No on 126: The Legislature voted to put another alcohol proposition on the ballot. Proposition 126 was created at the behest of the industry that drafted the proposed constitutional amendment as a countermeasure to Proposition 134. It raises liquor taxes, too, but by considerably lower rates: 20 cents per gallon on wine or beer and only $3.30 a gallon on spirits. None of the new tax revenue is earmarked, going instead to the state’s general fund.

But while Proposition 126 seems like a reasonable alternative to Proposition 134, it’s still troubling--and not just because it’s an industry measure. If the Legislature had been doing its job, it would have raised alcohol taxes on its own a long time ago as a routine revenue measure.

Instead, it offers a ballot measure to do that, a measure that also contains a couple of provisions the liquor industry wrote that could be troublesome in the future. It is written to supersede all alcohol taxes imposed by cities, counties or districts, and amends the state Constitution to prevent local jurisdictions from ever assessing such levies. There is no reason for the change, except to avoid future taxation. Given how long it’s been since alcohol taxes were raised, there is no need for that provision. It smacks of opportunism on the liquor industry’s part.
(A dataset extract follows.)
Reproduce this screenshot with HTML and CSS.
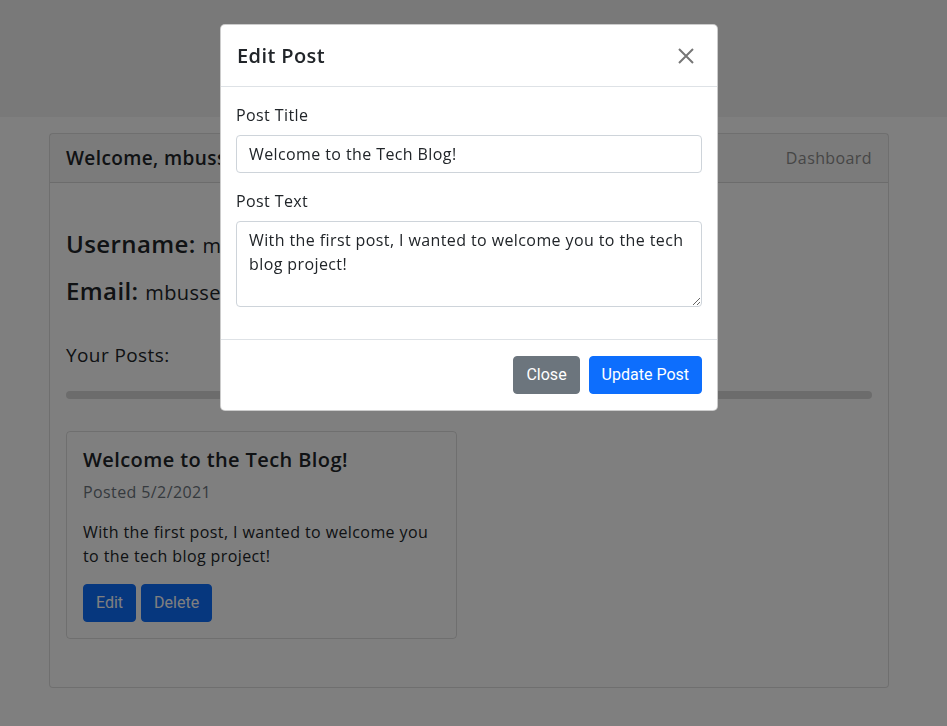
FILE: index.html
```html
<!DOCTYPE html>
<html lang="en">
<head>
<meta charset="utf-8">
<title>Tech Blog - Dashboard</title>
<link rel="stylesheet" href="styles.css">
</head>
<body>
  <header class="site-header"></header>
  <main class="container">
    <section class="card">
      <div class="card-header">
        <h2 class="card-header-title">Welcome, mbusse!</h2>
        <a class="nav-link" href="#">Dashboard</a>
      </div>
      <div class="card-body">
        <h4 class="info first"><span class="info-label">Username:</span> <span class="info-value">mbusse</span></h4>
        <h4 class="info"><span class="info-label">Email:</span> <span class="info-value">mbusse@example.com</span></h4>
        <h5 class="posts-heading">Your Posts:</h5>
        <div class="divider-bar"></div>
        <article class="post-card">
          <h5 class="post-title">Welcome to the Tech Blog!</h5>
          <h6 class="post-date">Posted 5/2/2021</h6>
          <p class="post-text">With the first post, I wanted to welcome you<br>to the tech blog project!</p>
          <div class="post-actions">
            <button class="btn btn-primary">Edit</button>
            <button class="btn btn-primary">Delete</button>
          </div>
        </article>
      </div>
    </section>
  </main>

  <div class="backdrop"></div>

  <div class="modal">
    <div class="modal-header">
      <h5 class="modal-title">Edit Post</h5>
      <button class="btn-close" aria-label="Close">
        <svg width="16" height="16" viewBox="0 0 16 16"><path d="M1 1L15 15M15 1L1 15" stroke="#767676" stroke-width="2" fill="none"/></svg>
      </button>
    </div>
    <div class="modal-body">
      <label class="form-label">Post Title</label>
      <input class="form-control" type="text" value="Welcome to the Tech Blog!">
      <label class="form-label">Post Text</label>
      <textarea class="form-control textarea" rows="3">With the first post, I wanted to welcome you to the tech
blog project!</textarea>
    </div>
    <div class="modal-footer">
      <button class="btn btn-secondary">Close</button>
      <button class="btn btn-primary">Update Post</button>
    </div>
  </div>
</body>
</html>
```
FILE: styles.css
```css
* { box-sizing: border-box; }

body {
  margin: 0;
  font-family: "Open Sans", "DejaVu Sans", sans-serif;
  font-size: 16px;
  line-height: 1.5;
  color: #212529;
  background: #ffffff;
  letter-spacing: 0.4px;
}

.site-header {
  height: 117px;
  background: #f3f3f3;
}

.container {
  width: 840px;
  margin: 16px 0 0 49px;
}

.card {
  border: 1px solid rgba(0,0,0,0.125);
  border-radius: 4px;
  background: #fff;
}

.card-header {
  height: 49px;
  display: flex;
  align-items: center;
  justify-content: space-between;
  padding: 0 16px;
  background: rgba(0,0,0,0.03);
  border-bottom: 1px solid rgba(0,0,0,0.125);
}

.card-header-title {
  margin: 0;
  font-size: 19px;
  font-weight: 600;
  line-height: 30px;
}

.nav-link {
  color: #8d8d8d;
  text-decoration: none;
  font-size: 16px;
}

.card-body {
  padding: 46px 16px 16px;
}

.info {
  margin: 0 0 16px;
  font-size: 24px;
  line-height: 29px;
  font-weight: 600;
}

.info-value {
  font-size: 20px;
  font-weight: 400;
}

.posts-heading {
  margin: 36px 0 0;
  font-size: 19px;
  font-weight: 400;
  line-height: 24px;
}

.divider-bar {
  height: 8px;
  margin-top: 24px;
  border-radius: 4px;
  background: #d9d9d9;
}

.post-card {
  width: 391px;
  margin: 32px 0 32px;
  padding: 16px 16px 16px;
  border: 1px solid rgba(0,0,0,0.125);
  border-radius: 4px;
}

.post-title {
  margin: 0 0 8px;
  font-size: 20px;
  font-weight: 600;
  line-height: 24px;
}

.post-date {
  margin: 0 0 16px;
  font-size: 16px;
  font-weight: 400;
  line-height: 24px;
  color: #6c757d;
}

.post-text {
  margin: 0 0 16px;
  font-size: 16px;
  line-height: 24px;
}

.post-actions {
  display: flex;
  gap: 5px;
}

.btn {
  font-family: Roboto, "Liberation Sans", sans-serif;
  font-size: 16px;
  line-height: 24px;
  letter-spacing: 0;
  padding: 6px 12px;
  border: 1px solid transparent;
  border-radius: 4px;
  color: #fff;
  cursor: pointer;
}

.btn-primary {
  background: #0d6efd;
  border-color: #0d6efd;
}

.btn-secondary {
  background: #6c757d;
  border-color: #6c757d;
}

.backdrop {
  position: fixed;
  inset: 0;
  background: rgba(0,0,0,0.5);
}

.modal {
  position: fixed;
  top: 24px;
  left: 220px;
  width: 498px;
  background: #fff;
  border: 1px solid rgba(0,0,0,0.2);
  border-radius: 5px;
}

.modal-header {
  display: flex;
  align-items: center;
  justify-content: space-between;
  padding: 16px;
  height: 62px;
  border-bottom: 1px solid #dee2e6;
}

.modal-title {
  margin: 0;
  font-size: 20px;
  font-weight: 600;
  line-height: 30px;
}

.btn-close {
  width: 32px;
  height: 32px;
  margin-right: -1px;
  padding: 0;
  border: 0;
  background: transparent;
  display: flex;
  align-items: center;
  justify-content: center;
  cursor: pointer;
}

.modal-body {
  display: flex;
  flex-direction: column;
  padding: 16px 15px 32px;
}

.form-label {
  display: block;
  margin-bottom: 8px;
  font-size: 16px;
  line-height: 24px;
}

.form-control {
  display: block;
  width: 100%;
  height: 38px;
  padding: 6px 12px;
  font-family: inherit;
  font-size: 16px;
  line-height: 24px;
  letter-spacing: 0.4px;
  color: #212529;
  border: 1px solid #ced4da;
  border-radius: 4px;
  background: #fff;
  margin-bottom: 16px;
}

.textarea {
  height: 86px;
  margin-bottom: 0;
  resize: vertical;
}

.modal-footer {
  display: flex;
  justify-content: flex-end;
  gap: 9px;
  padding: 16px 15px 16px;
  border-top: 1px solid #dee2e6;
}
```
Proposition 126 also attempts to create an exception to the relatively sensible provision in the state Constitution that holds that if two similar ballot measures pass, the one that gets the most votes becomes law. As a result, if both Propositions 134 and 126 pass, the matter could wind up in court in a long and potentially costly series of lawsuits.

These two alcohol propositions are clever in their own ways. Proposition 134 offers a sin tax on behalf of funding good causes; 126 aims at torpedoing 134 while still raising alcohol taxes. Tempting as they are, both need to be resisted on Nov. 6.